En attendant, le fait que YouTube, Facebook, TikTok et d'autres plateformes cèdent constitue un « mauvais précédent qui rendra l'opposition plus difficile pour d'autres sociétés » explique Electronic Frontier Foundation (EFF). EFF est tout particulièrement critique de la décision de YouTube de se conformer à la législation, au vu des tentatives passées du gouvernement turc pour contrôler la plateforme.

Les autorités turques disent que cette loi est semblable à la NetzDG de l'Allemagne. Mais les experts ne sont pas de cet avis. Emma Sinclair-Webb, experte de Human Rights Watch sur la Turquie, explique que contrairement à la Turquie, l'Allemagne a « une claire séparation des pouvoirs et une justice indépendante ».

Selon Engelliweb, un site qui recense le contenu censuré, depuis octobre 2020, au moins 450 000 domaines, 140 000 URL et 42 000 tweets ont été bloqués en Turquie.

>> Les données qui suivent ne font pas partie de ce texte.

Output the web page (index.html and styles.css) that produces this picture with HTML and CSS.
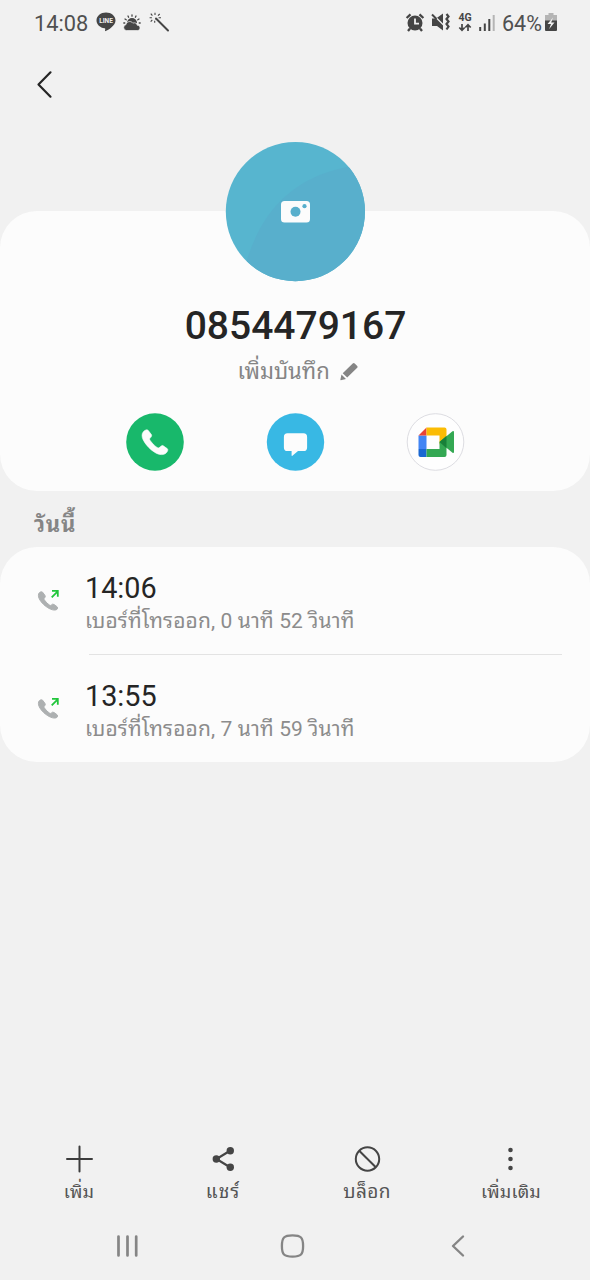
FILE: index.html
```html
<!DOCTYPE html>
<html lang="th">
<head>
<meta charset="utf-8">
<title>0854479167</title>
<link rel="stylesheet" href="styles.css">
</head>
<body>
<header class="status">
  <span class="clock">14:08</span>
  <svg class="line-icon" width="20" height="20" viewBox="0 0 20 20"><path d="M10 .5C4.700.5.5 4 .5 8.400c0 3.900 3.500 7.200 8.200 7.800.6.200.6.600.5 1.200l-.2 1.400c0 .4.200.6.700.3 2.500-1.300 9.800-5.400 9.800-10.700C19.500 4 15.300.5 10 .5z" fill="#454545"/><text x="10" y="10.600" text-anchor="middle" class="line-label">LINE</text></svg>
  <svg class="weather" width="18" height="17" viewBox="0 0 18 17"><g stroke="#454545" stroke-width="1.300" stroke-linecap="round"><path d="M9 .8v1.400M5 2l.6 1.200M13 2l-.6 1.200M2 5l1.200.8M16 5l-1.200.8M.8 9h1M16.200 9h1"/></g><path d="M4 9a5 5 0 0 1 10 0" fill="#454545"/><path d="M3.300 16.500a3 3 0 0 1-.3-5.900c.8-3.400 5-4.100 6.800-1.500 2-.9 4.300.2 4.500 2.200 3.700.1 3.600 5.200 0 5.200z" fill="#454545" stroke="#f1f1f1" stroke-width=".7"/></svg>
  <svg class="wand" width="21" height="20" viewBox="0 0 21 20"><path d="M7 6.500 19 18.500" stroke="#454545" stroke-width="2" stroke-linecap="round"/><path d="M6 .7v2.300M1.800 1.700l1.600 1.900M10.700 2 9 3.700M.6 5.700h2.300M9.600 5.700H12M3.300 7.800 1.700 9.600M5.700 8.700v2" stroke="#454545" stroke-width="1.100"/></svg>
  <span class="grow"></span>
  <svg class="alarm" width="19" height="19" viewBox="0 0 19 19"><circle cx="9" cy="10" r="7.500" fill="#454545"/><path d="M.6 5 4.500 1.400M17.400 5l-3.900-3.600M4 15.500l-2 2.500M14 15.500l2 2.500" stroke="#454545" stroke-width="2.300"/><path d="M9 5.500v5.200h4" fill="none" stroke="#f1f1f1" stroke-width="1.800"/></svg>
  <svg class="mute" width="19" height="19" viewBox="0 0 19 19"><path d="M0 5.500h4l7-5v17l-6-4.500H0z" fill="#454545"/><path d="M-1 -.5 13 13.500" stroke="#f1f1f1" stroke-width="1.300"/><path d="m0 1.500 4.500 4.500" stroke="#454545" stroke-width="2"/><path d="m14.500 1 2 2.500-2 2.500 2 2.500-2 2.500 2 2.500-2 3" fill="none" stroke="#454545" stroke-width="2.200"/></svg>
  <svg class="network" width="14" height="20" viewBox="0 0 14 20"><text x="7" y="8.500" text-anchor="middle" class="network-label">4G</text><path d="M4 12v6M1.300 15.500 4 18.300l2.700-2.800M10 19v-6M7.300 15.500 10 12.700l2.700 2.800" fill="none" stroke="#454545" stroke-width="1.700"/></svg>
  <svg class="signal" width="16" height="17" viewBox="0 0 16 17"><path d="M1.200 13v4M5.800 9.500V17M10.300 5v12" stroke="#454545" stroke-width="2"/><path d="M14.700 1v16" stroke="#b5b5b5" stroke-width="2"/></svg>
  <span class="percent">64%</span>
  <svg class="battery" width="12" height="18" viewBox="0 0 12 18"><path d="M3.500 0h5v2H12v7H0V2h3.500z" fill="#b5b5b5"/><path d="M0 7.500h12V17q0 1-1 1H1q-1 0-1-1z" fill="#454545"/><path d="M8 4.500 2.500 11H6l-1.800 5L9.500 9.500H6.200z" fill="#f1f1f1"/></svg>
</header>

<nav class="appbar">
  <svg width="18" height="30" viewBox="0 0 18 30"><path d="M14.500 2.300 2.500 14.500l12 12.200" fill="none" stroke="#252525" stroke-width="2.200" stroke-linecap="round" stroke-linejoin="round"/></svg>
</nav>

<main>
  <section class="card profile">
    <svg class="avatar" width="140" height="140" viewBox="0 0 140 140">
      <defs><clipPath id="disc"><circle cx="70.400" cy="69.600" r="69.600"/></clipPath></defs>
      <g clip-path="url(#disc)"><path d="M0 0h140v140H0z" fill="#57b5cf"/><path d="M20 125C33 76 62 37 122 25l18 5v110H20z" fill="#58afcc"/></g>
      <rect x="56" y="59" width="29" height="21.500" rx="3.500" fill="#fcfcfc"/><circle cx="70.500" cy="69.700" r="5" fill="#58afcc"/><circle cx="79.500" cy="64.200" r="2.100" fill="#58afcc"/>
    </svg>
    <h1 class="number">0854479167</h1>
    <div class="note"><span class="note-text">เพิ่มบันทึก</span>
      <svg class="pencil" width="20" height="20" viewBox="0 0 20 20"><path d="m3.700 11.300 10-9.800q1-.9 2 0L18.200 4q1 .9 0 1.800L8.200 15.600zM2.500 12.400l4.500 4.500-5.200 1.300q-.6 0-.4-.6z" fill="#858585"/></svg>
    </div>
    <div class="actions">
      <svg width="58" height="58" viewBox="0 0 58 58"><circle cx="29" cy="29" r="28.800" fill="#18b86b"/><path d="M17.500 18.600c1.600-1.500 3.400-2.500 4.600-1.300l3.300 4.300c1 1.700-1 3-1.800 4.200-.7 1.200 6.200 8.700 8.700 9.200 1.300.1 2.800-3 4.600-2.400l4.300 3c1.400 1.200.2 3.300-1.300 4.600-2.500 2-6.300 1.800-10.200-.3-5-2.700-10-8-12.600-13.200-1.500-3.100-1.400-6.200.4-8.100z" fill="#fcfcfc" stroke="#fcfcfc" stroke-width=".6"/></svg>
      <svg width="58" height="58" viewBox="0 0 58 58"><circle cx="29.500" cy="29" r="28.700" fill="#38b8e4"/><path d="M21 20.300h16q3.600 0 3.600 3.600v10.500q0 3.600-3.600 3.600h-5.500l-5.600 4.800q-.8.500-.8-.5V38H21q-3.600 0-3.600-3.600V23.900q0-3.600 3.600-3.600z" transform="translate(.5 0)" fill="#fcfcfc"/></svg>
      <svg width="58" height="58" viewBox="0 0 58 58"><circle cx="28.500" cy="29" r="28.300" fill="#fefefe" stroke="#dddde2"/><path d="M11.500 22.500h8v13.500h-8z" fill="#4285f4"/><path d="m11.500 22.500 8-8v8z" fill="#ea4335"/><path d="M19.500 14.500h18q2 0 2 2v9l-7 6v-9h-13z" fill="#fbbc04"/><path d="M11.500 36h8v8h-6q-2 0-2-2z" fill="#1967d2"/><path d="M19.500 36h13v-7l7-6v19q0 2-2 2h-18z" fill="#34a853"/><path d="m32.500 29 13-10.800q1.500-.8 1.500 1v19.600q0 1.800-1.500 1z" fill="#34a853"/><path d="m32.500 29 7-6v12.200z" fill="#188038"/></svg>
    </div>
  </section>

  <h2 class="day">วันนี้</h2>

  <section class="card log">
    <article class="call">
      <svg class="outgoing" width="22" height="22" viewBox="0 0 22 22"><path d="M1.300 2.300Q3 .5 4.600 1.700L7 5q.8 1.300-.5 2.500c-.8.700-.6 1.200 0 2.100 1.400 2 3 3.700 5 5 .8.500 1.400.5 2-.2q1-1.300 2.500-.4l3 2.200q1.400 1.200-.2 2.800C12.500 22.500-3.500 8.300 1.300 2.300z" transform="translate(0 1.500)" fill="#adb0b1" stroke="#adb0b1" stroke-width="1"/><path d="m13.700 8.300 6-6M14 1.900h5.800v5.800" fill="none" stroke="#22c63c" stroke-width="1.800"/></svg>
      <div class="details"><div class="time">14:06</div><div class="description">เบอร์ที่โทรออก, 0 นาที 52 วินาที</div></div>
    </article>
    <article class="call">
      <svg class="outgoing" width="22" height="22" viewBox="0 0 22 22"><path d="M1.300 2.300Q3 .5 4.600 1.700L7 5q.8 1.300-.5 2.500c-.8.700-.6 1.200 0 2.100 1.400 2 3 3.700 5 5 .8.500 1.400.5 2-.2q1-1.300 2.500-.4l3 2.200q1.400 1.200-.2 2.800C12.500 22.500-3.500 8.300 1.300 2.300z" transform="translate(0 1.500)" fill="#adb0b1" stroke="#adb0b1" stroke-width="1"/><path d="m13.700 8.300 6-6M14 1.900h5.800v5.800" fill="none" stroke="#22c63c" stroke-width="1.800"/></svg>
      <div class="details"><div class="time">13:55</div><div class="description">เบอร์ที่โทรออก, 7 นาที 59 วินาที</div></div>
    </article>
  </section>
</main>

<footer class="toolbar">
  <div class="tool"><svg width="28" height="28" viewBox="0 0 28 28"><path d="M14.500 1.500v25M2 14h25" stroke="#3c3c3c" stroke-width="2" stroke-linecap="round"/></svg><span class="add-label">เพิ่ม</span></div>
  <div class="tool"><svg width="28" height="28" viewBox="0 0 28 28"><path d="M21 5.700 7.500 14 21 22.300" fill="none" stroke="#454545" stroke-width="2.200"/><circle cx="21.300" cy="5.700" r="3.700" fill="#454545"/><circle cx="7.300" cy="14" r="3.700" fill="#454545"/><circle cx="21.300" cy="22.300" r="3.700" fill="#454545"/></svg><span class="share-label">แชร์</span></div>
  <div class="tool"><svg width="28" height="28" viewBox="0 0 28 28"><circle cx="14.500" cy="14" r="11.700" fill="none" stroke="#454545" stroke-width="2"/><path d="m6.200 5.700 16.600 16.600" stroke="#454545" stroke-width="2"/></svg><span class="block-label">บล็อก</span></div>
  <div class="tool"><svg width="28" height="28" viewBox="0 0 28 28"><g fill="#454545"><circle cx="13.500" cy="5" r="2.300"/><circle cx="13.500" cy="14" r="2.300"/><circle cx="13.500" cy="23" r="2.300"/></g></svg><span class="more-label">เพิ่มเติม</span></div>
</footer>

<nav class="navbar">
  <svg width="24" height="24" viewBox="0 0 24 24"><path d="M2.500 2.500v19M11.500 2.500v19M20.200 2.500v19" stroke="#858585" stroke-width="2.700" stroke-linecap="round"/></svg>
  <svg width="24" height="24" viewBox="0 0 24 24"><path d="M12 1.400c8.500 0 10.600 2.100 10.600 10.600S20.500 22.600 12 22.600 1.400 20.500 1.400 12 3.500 1.400 12 1.400z" transform="translate(-.5)" fill="none" stroke="#858585" stroke-width="2.300"/></svg>
  <svg width="24" height="24" viewBox="0 0 24 24"><path d="M17 2.500 7 12l10 9.500" fill="none" stroke="#858585" stroke-width="2.400" stroke-linecap="round" stroke-linejoin="round"/></svg>
</nav>
</body>
</html>
```
FILE: styles.css
```css
* { box-sizing: border-box; }
body {
  margin: 0;
  width: 590px;
  height: 1280px;
  display: flex;
  flex-direction: column;
  overflow: hidden;
  background: #f1f1f1;
  color: #252525;
  font-family: Roboto, "Noto Sans Thai Looped", "Droid Sans Thai", Loma, Garuda, Waree, Umpush, "Noto Sans Thai", "Noto Sans", sans-serif;
}
svg { display: block; flex: none; overflow: visible; }
h1, h2 { margin: 0; }
.status { height: 46px; display: flex; align-items: center; padding: 0 33px 0 34px; color: #505050; }
.clock { width: 54px; font-size: 21.800px; white-space: nowrap; }
.line-icon { margin-left: 8px; margin-top: -2px; }
.line-label { font: bold 6.500px Roboto, sans-serif; fill: #f1f1f1; }
.weather { margin-left: 7px; margin-top: -2px; }
.wand { margin-left: 8px; margin-top: -2px; }
.grow { flex: 1; }
.alarm, .mute { margin-right: 7px; }
.alarm, .mute { margin-top: -2px; }
.network { margin-right: 7px; margin-top: -2px; }
.network-label { font: bold 10.500px Roboto, sans-serif; fill: #454545; }
.signal { margin-right: 7px; margin-top: -1px; }
.percent { font-size: 21.500px; width: 42px; margin-right: 1px; }
.battery { margin-top: -2px; }
.appbar { height: 165px; padding: 24px 36px; }
.card { background: #fcfcfc; border-radius: 37px; }
.profile { height: 280px; display: flex; flex-direction: column; align-items: center; }
.avatar { margin-top: -69px; }
.number { margin-top: 20px; padding-left: 1px; height: 48px; line-height: 48px; font-size: 39px; font-weight: 500; }
.note { height: 42px; width: 121px; margin-left: 6px; margin-top: 1px; display: flex; align-items: center; justify-content: space-between; color: #858585; font-size: 22px; line-height: 42px; white-space: nowrap; }
.actions { margin-top: 20px; display: flex; gap: 82.500px; }
.day { height: 56px; padding: 12px 34px 0; font-size: 22px; letter-spacing: .8px; line-height: 44px; color: #858585; font-weight: 700; }
.log { height: 215px; }
.call { height: 108px; display: flex; padding-left: 38px; }
.call + .call { margin-top: -1px; }
.outgoing { margin-top: 42px; }
.details { margin-left: 25px; padding-top: 22px; width: 477px; }
.call + .call .details { padding-top: 23px; background: linear-gradient(#e3e3e3, #e3e3e3) 4px 0 / 473px 1px no-repeat; }
.call + .call .outgoing { margin-top: 43px; }
.time { height: 37px; line-height: 38px; font-size: 28.800px; }
.description { height: 30px; line-height: 30px; font-size: 21px; letter-spacing: .12px; color: #8c8c8c; white-space: nowrap; }
.toolbar { margin-top: auto; height: 67px; display: grid; grid-template-columns: repeat(4, 144px); padding-left: 7px; color: #555; font-size: 18px; line-height: 38px; }
.tool { display: flex; flex-direction: column; align-items: center; white-space: nowrap; }
.add-label { letter-spacing: .2px; }
.share-label { font-size: 19px; letter-spacing: 1px; }
.block-label { font-size: 19px; letter-spacing: .4px; }
.more-label { letter-spacing: .2px; }
.navbar { height: 68px; display: flex; padding: 22px 0 0 116px; gap: 141px; }
```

En janvier 2021, l'International Press Institute (IPI) a fait paraître une déclaration appelant la Turquie à retirer la nouvelle loi et à annuler les pénalités imposées.

Comme l'a déclaré le coordinateur du programme de l'IPI en Turquie, Renan Akyavas :

This law and its penalties threaten the removal of critical voices, including journalists who have been driven from mainstream media, from social media via content removal or self-censorship. Turkey must withdraw this law and all penalties on social media companies issued under it. This law represents a serious expansion of digital censorship and threatens a last bastion for journalists and critical public discussion.

 Cette loi et ses pénalités menacent de supprimer toute voix critique des réseaux sociaux, entre autres celles des journalistes exclus des médias traditionnels, via la suppression de contenu ou l'auto-censure. La Turquie doit retirer cette loi et toutes les pénalités infligées aux réseaux sociaux. Cette loi étend dangereusement la censure numérique et menace le dernier bastion des journalistes et de la discussion publique critique.

Mais les autorités d'Ankara n'ont pour le moment pas cédé d'un pouce.